Pedro Martins, economista que foi responsável por medidas como as aludidas renovações extraordinárias de contrato a termo, a redução das compensações por cessação do contrato de trabalho ou pela lei 23/2012 de 25 de junho. Recordemos a lei 23/2012 de 25 de junho, uma lei de má memória, pejada de inconstitucionalidades, que eliminou feriados, criou figuras espúrias como o banco de horas individual, reduziu compensações por trabalho suplementar, introduziu o despedimento por inadaptação sem alterações introduzidas ao posto de trabalho, eliminou deveres essenciais de comunicação da entidade empregadora à Autoridade para as condições de trabalho como o dever de envio do mapa de horário de trabalho.
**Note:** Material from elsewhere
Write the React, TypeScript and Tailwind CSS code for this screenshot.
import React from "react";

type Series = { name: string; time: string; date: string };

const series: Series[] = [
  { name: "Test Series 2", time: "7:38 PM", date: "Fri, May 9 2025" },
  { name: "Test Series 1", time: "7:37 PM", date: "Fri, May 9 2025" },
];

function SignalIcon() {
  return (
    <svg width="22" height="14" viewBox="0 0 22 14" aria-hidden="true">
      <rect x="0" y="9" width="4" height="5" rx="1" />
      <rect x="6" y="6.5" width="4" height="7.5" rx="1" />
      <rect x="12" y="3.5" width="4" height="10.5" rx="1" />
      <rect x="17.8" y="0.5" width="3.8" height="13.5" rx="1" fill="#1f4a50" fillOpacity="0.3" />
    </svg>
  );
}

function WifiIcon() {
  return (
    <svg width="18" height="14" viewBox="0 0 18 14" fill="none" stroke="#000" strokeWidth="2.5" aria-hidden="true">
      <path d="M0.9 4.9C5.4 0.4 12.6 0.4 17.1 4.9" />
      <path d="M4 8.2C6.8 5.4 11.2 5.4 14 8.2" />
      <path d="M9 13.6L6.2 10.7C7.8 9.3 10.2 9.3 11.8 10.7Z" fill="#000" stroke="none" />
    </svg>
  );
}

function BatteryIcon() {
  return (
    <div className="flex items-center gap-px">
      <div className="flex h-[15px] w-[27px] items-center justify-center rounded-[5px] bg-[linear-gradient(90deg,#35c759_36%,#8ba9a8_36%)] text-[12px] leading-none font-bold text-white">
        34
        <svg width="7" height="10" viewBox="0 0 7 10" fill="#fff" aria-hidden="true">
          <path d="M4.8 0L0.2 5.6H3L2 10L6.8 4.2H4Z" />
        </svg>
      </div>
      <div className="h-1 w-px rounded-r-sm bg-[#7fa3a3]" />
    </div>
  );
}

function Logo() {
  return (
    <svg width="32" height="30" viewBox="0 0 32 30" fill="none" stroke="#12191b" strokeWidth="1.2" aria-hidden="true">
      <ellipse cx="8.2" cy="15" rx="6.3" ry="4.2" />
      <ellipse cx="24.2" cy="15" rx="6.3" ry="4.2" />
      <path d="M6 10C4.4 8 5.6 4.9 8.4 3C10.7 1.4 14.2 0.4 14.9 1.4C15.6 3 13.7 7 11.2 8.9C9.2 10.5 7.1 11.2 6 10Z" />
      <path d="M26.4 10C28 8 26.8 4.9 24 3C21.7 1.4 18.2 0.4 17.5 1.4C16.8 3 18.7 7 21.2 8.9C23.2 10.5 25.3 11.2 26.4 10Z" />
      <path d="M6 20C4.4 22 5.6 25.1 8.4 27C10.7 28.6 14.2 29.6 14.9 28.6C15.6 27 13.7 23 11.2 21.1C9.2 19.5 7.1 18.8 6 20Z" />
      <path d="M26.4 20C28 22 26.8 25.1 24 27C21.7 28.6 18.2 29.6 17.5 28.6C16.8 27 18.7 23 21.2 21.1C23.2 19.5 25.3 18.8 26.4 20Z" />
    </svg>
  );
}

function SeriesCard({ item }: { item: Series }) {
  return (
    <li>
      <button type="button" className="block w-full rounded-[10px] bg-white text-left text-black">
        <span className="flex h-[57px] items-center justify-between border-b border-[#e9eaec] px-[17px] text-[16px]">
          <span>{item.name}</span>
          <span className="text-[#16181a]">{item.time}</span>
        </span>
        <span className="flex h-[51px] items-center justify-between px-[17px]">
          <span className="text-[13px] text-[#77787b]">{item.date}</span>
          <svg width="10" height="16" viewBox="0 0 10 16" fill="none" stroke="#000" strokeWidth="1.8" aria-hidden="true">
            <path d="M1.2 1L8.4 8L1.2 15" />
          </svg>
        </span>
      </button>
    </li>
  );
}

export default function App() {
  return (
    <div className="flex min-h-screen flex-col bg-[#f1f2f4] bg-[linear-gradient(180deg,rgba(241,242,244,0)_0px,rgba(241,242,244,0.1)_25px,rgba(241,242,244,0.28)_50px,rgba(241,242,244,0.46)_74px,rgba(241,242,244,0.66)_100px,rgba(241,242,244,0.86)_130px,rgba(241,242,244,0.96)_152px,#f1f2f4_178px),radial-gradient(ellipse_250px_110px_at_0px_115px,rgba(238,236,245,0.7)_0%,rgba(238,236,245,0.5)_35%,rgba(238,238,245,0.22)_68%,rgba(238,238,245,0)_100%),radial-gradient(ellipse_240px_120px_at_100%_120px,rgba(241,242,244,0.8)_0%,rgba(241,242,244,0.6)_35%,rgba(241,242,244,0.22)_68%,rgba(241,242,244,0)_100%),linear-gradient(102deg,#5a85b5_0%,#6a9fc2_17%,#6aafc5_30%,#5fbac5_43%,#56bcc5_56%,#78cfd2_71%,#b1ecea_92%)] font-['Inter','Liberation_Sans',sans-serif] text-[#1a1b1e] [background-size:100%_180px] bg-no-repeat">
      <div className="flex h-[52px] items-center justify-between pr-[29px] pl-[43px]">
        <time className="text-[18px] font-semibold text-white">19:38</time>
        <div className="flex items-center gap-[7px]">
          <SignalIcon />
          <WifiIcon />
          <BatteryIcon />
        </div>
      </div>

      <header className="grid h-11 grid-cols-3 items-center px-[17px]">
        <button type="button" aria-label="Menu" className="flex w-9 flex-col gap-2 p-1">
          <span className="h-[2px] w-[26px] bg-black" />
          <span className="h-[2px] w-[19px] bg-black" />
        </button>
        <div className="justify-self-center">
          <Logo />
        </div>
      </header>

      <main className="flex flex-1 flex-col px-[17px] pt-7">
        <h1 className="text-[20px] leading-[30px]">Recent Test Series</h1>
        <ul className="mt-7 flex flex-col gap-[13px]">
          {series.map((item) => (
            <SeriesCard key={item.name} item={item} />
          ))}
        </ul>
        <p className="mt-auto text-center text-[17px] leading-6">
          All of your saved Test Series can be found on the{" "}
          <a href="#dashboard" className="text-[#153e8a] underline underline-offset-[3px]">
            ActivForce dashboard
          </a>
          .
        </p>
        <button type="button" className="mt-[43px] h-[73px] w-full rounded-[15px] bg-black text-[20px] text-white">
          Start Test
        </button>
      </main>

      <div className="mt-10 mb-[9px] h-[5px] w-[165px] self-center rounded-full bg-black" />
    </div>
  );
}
Recentemente, o ex-secretário de Estado do emprego publicou um estudo que faz a análise à extensão dos contratos a prazo aplicada em 2012 onde conclui "não se terem observado efeitos substanciais". Adianta ainda que, imagine-se!, o propósito  das medidas de extensão da contratação a termo era combater o "flagelo do desemprego".

O estudohttps://ideas.repec.org/p/iza/izadps/dp10206.html – evidencia uma queda de 20% nas vinculações de trabalhadores com contratos a termo. Em suma, o que as medidas de renovação extraordinária de contratos a termo fizeram foi com que postos de trabalho que correspondem a necessidades permanentes fossem, sistemática e rotativamente, ocupadas por trabalhadores/as precários/as.

Não só não há operação de cosmética que desminta estes números, como não é minimamente credível insistir na teoria, ultrajante em democracia, de que o combate ao desemprego se faz através da degradação das condições de trabalho.

Sobre o epitáfio destas medidas que condenaram a mais, e mais precariedade, os/as trabalhadores/as há que ficar a memória do lastro de destruição que deixaram. É bom que a memória não nos atraiçoe. E respondendo a Vinicius de Moraes “Quem vai pagar o enterro e as flores?”. Pagamos todos/as. É hora de saldar a dívida.